Dad walks in and strides straight to the Commodore 128. He never changes out of his work clothes before dinner.

I’ve finally learned not to attack him the second he walks in the door, so I walk into my bedroom and shift the piles of papers under my nightstand for a couple of minutes, an eternity for a 9-year-old.

I pick up the piece of notebook paper that’s sitting on top of the stack. I pinch it at both top corners and hold it at arm’s length as I walk back toward the dining room. I don’t want to wrinkle it.

Ground beef sizzles in the kitchen.

I stand beside the heavy computer desk Dad built out of solid doors. He isn’t typing right now.

“I made you a book cover,” I say and hold out the paper.

It’s a rough drawing of an old, bearded man and a boy. The man sits on a log and has his mouth open while the boy sits on the ground, looking attentive. In balloon letters, I’ve written “The Grand Master of Lore” at the top.

He takes the picture.

“Do you want to use it?”

“It’s good. It really goes with the story. I might change the title, though.”

“I can erase that part and write it over again.”

He keeps the picture on his desk.

We are not a literary family.

There’s nothing special about us. Dad works in production and Mom stays home. We’re like every other family in this dusty, country town. We’re just as unwealthy and uncultured as anyone else around here. A little better off than some, a little worse off than others.

We are not a literary family.

Except, we are.

The room that should be our dining room is full of books. We call it the library. There’s no Tolstoy or Woolf here, but it’s still a potential avalanche of words.

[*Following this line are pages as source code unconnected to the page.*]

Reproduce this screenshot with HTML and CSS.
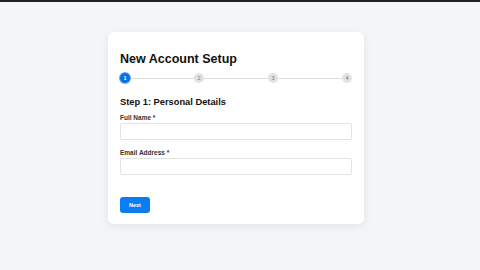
FILE: index.html
```html
<!DOCTYPE html>
<html lang="en">
<head>
  <meta charset="UTF-8">
  <title>New Account Setup</title>
  <meta name="viewport" content="width=device-width, initial-scale=1.0">
  <link rel="stylesheet" href="styles.css">
</head>
<body>
  <div class="card">
    <h1 class="title">New Account Setup</h1>
    <div class="steps">
      <span class="step active">1</span>
      <span class="step">2</span>
      <span class="step">3</span>
      <span class="step">4</span>
    </div>
    <h2 class="subtitle">Step 1: Personal Details</h2>
    <div class="field">
      <label for="name">Full Name *</label>
      <input type="text" id="name">
    </div>
    <div class="field">
      <label for="email">Email Address *</label>
      <input type="email" id="email">
    </div>
    <button class="next">Next</button>
  </div>
</body>
</html>
```

FILE: styles.css
```css
body {
  margin: 0; min-height: 268px; background: #f4f5f9;
  border-top: 2px solid #222;
  font-family: "Liberation Sans", Arial, sans-serif; color: #111;
}
.card {
  width: 256px; box-sizing: border-box; margin: 30px 0 0 108px;
  padding: 19px 12px 11px; background: #fff; border-radius: 6px;
  box-shadow: 0 2px 8px rgba(0,0,0,0.08);
}
.title { margin: 0; font-size: 12.5px; line-height: 17px; font-weight: bold; }
.steps {
  position: relative; display: flex; justify-content: space-between;
  margin-top: 5px;
}
.steps::before {
  content: ""; position: absolute; left: 5px; right: 5px; top: 5px;
  height: 1px; background: #ddd;
}
.step {
  position: relative; width: 10px; height: 10px; border-radius: 50%;
  background: #e2e2e2; color: #777; font-size: 5.5px; line-height: 10px;
  text-align: center;
}
.step.active { background: #0a6fe0; color: #fff; font-weight: bold; box-shadow: 0 0 0 1px #6aa8f0; }
.subtitle { margin: 13px 0 0; font-size: 9.3px; line-height: 12px; font-weight: bold; }
.field { margin-top: 6px; }
.field + .field { margin-top: 9px; }
.field label {
  display: block; font-size: 6.5px; line-height: 8px; font-weight: bold;
  color: #333; margin-bottom: 1px;
}
.field input {
  display: block; width: 100%; box-sizing: border-box; height: 17px;
  border: 1px solid #e3e3e3; border-radius: 2px; background: #fff;
}
.next {
  display: block; margin-top: 22px; width: 30px; height: 16px; padding: 0;
  border: none; border-radius: 3px; background: #0b7cf2; color: #fff;
  font-family: inherit; font-size: 5.5px; font-weight: bold;
}
```
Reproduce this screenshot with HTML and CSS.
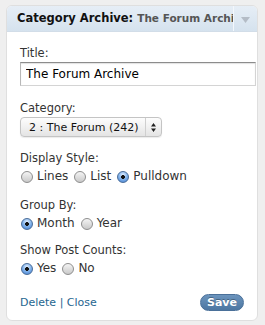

We are not a literary family.

But we come up with new worlds every night. When my cousins spend the night, we tell stories about The Thing that lives in my closet. Sometimes The Thing is the spirit of a tiny creature that used to live in our trailer before we bought it. Sometimes it’s a living creature that might pull the other kids into the closet, where they’ll disappear.

Some nights, our dog can talk. Dad tells us about all the adventures we go on with him. He lets us adopt Star and Jumper, the horses he and his sister “owned” in the bedtime stories Pop used to tell them.

Other nights, he reads us The Iliad as a bedtime story.

Mom writes poetry, filling notebooks she won’t let us see. There’s almost always a scratchpad by the computer with a list of related words because she’s trying to find just the right one.

And Dad is writing a fantasy novel. He works on it most nights when he comes home, between cutting wood or fixing the air conditioning ducts our dog tore up.

We have no pedigrees, no connections, no education.

We do have words, though.

We write down the things we’d never dare to say out loud. We transform ugly moments into lyrics that float. We can escape the mesquite trees and cracked mud to go anywhere we want. To any time we want. Nothing is impossible in our house.

I don’t quite do get there yet. I write about talking hippos and magical giraffes that escape from the zoo. I write poems about fat cats and apples.

I may be too little to ride these rapids, but I see how powerful they are. How powerful the people who learn how to navigate them are. I want to be part of that, even if it’s just drawing a book cover.

I want to be one of those people.

 

“Mommy, does your main character have any pets?”

I turn away from the monitor to answer my 9-year-old daughter. “I haven’t given her any.”

“I think she should have an alien dog as a pet.”

She knows just enough about the novel I’m working on to know my main character isn’t quite human. Though, an alien dog wouldn’t exactly work.

“Maybe,” I reply.

She leaves for a while and I try to focus after the interruption. I shouldn’t have tried to write while the kids were home.

She comes back a few minutes later, holding a sheet of copier paper in front of her. She presents it to me.

“I drew a dog for your character. See? It has bat wings. Do you like it?”

I laugh and she scowls at me. She thinks I’m making fun of her. I’m not.

“It’s good. It really goes with the story.”